A woman pointing to a blackboard

What is creativity?

It can be really frustrating when someone asks you to ‘be more creative’. This request makes it sound like it is one of those skills you can just start doing more of or better, like squatting lower or speaking louder.

The reason for this is that it is not just one skill, creativity requires a combination of skills (or mental processes), many of which are subconscious, and they will not happen just because you try harder.

Let us try to explain how we can understand creativity.

What are the elements of creativity?

Professor Anne Abraham, a psychologist and neuroscientist focused on creativity explains that there is general agreement about what creativity is in the neuroscientific community. She writes that:

Original and satisfying

Most experts agree that two elements are central to creativity. First and foremost, it reflects our capacity to generate ideas that are original, unusual or novel in some way. The second element is that these ideas also need to be satisfying, appropriate or suited to the context in question (2019)

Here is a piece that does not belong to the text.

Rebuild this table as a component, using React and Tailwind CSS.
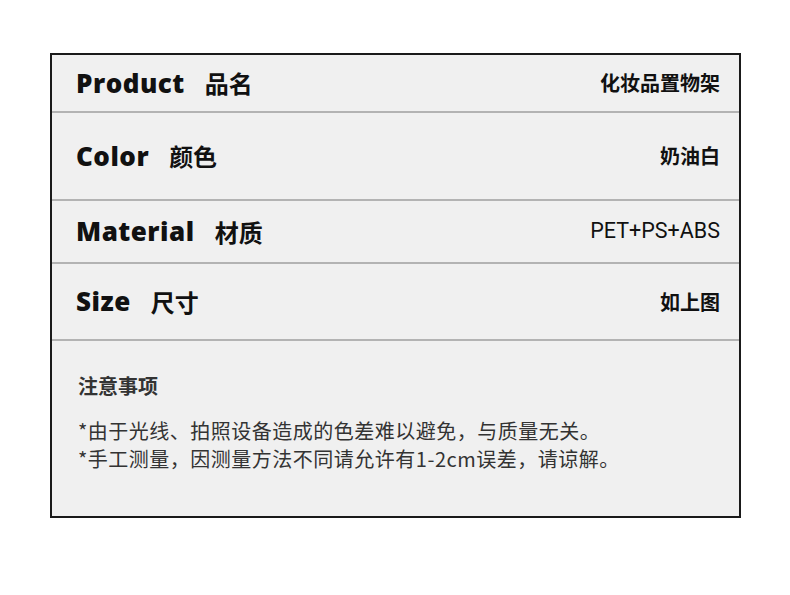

Another similar and well-known definition that is a bit more succinct explains that ‘Creativity requires both originality and usefulness’ (Runco & Jaeger 2012, Stein 1953).

Abraham explains that this ‘definition of creativity applies to all categories of human behaviour regardless of whether it refers to creativity in service of problem solving, such as in scientific and applied domains, or creativity in service of expression, as in the fine and performing arts.’ (Abraham 2016)

A neurologically sound definition

Onarheim and Friis-Olivarius, who are focused on the neuroscience of creativity, prefer a definition that is more ‘neurologically sound’. They expand on the above and define creativity as ‘…the forming of associative elements into new combinations which either meet specified requirements or are in some way useful. The more mutually remote the elements of the new combination, the more creative the process or solution’ (p.2)

That sounds a bit more complicated but it indicates that there are certain activities (associations) happening inside our brains when we are creative.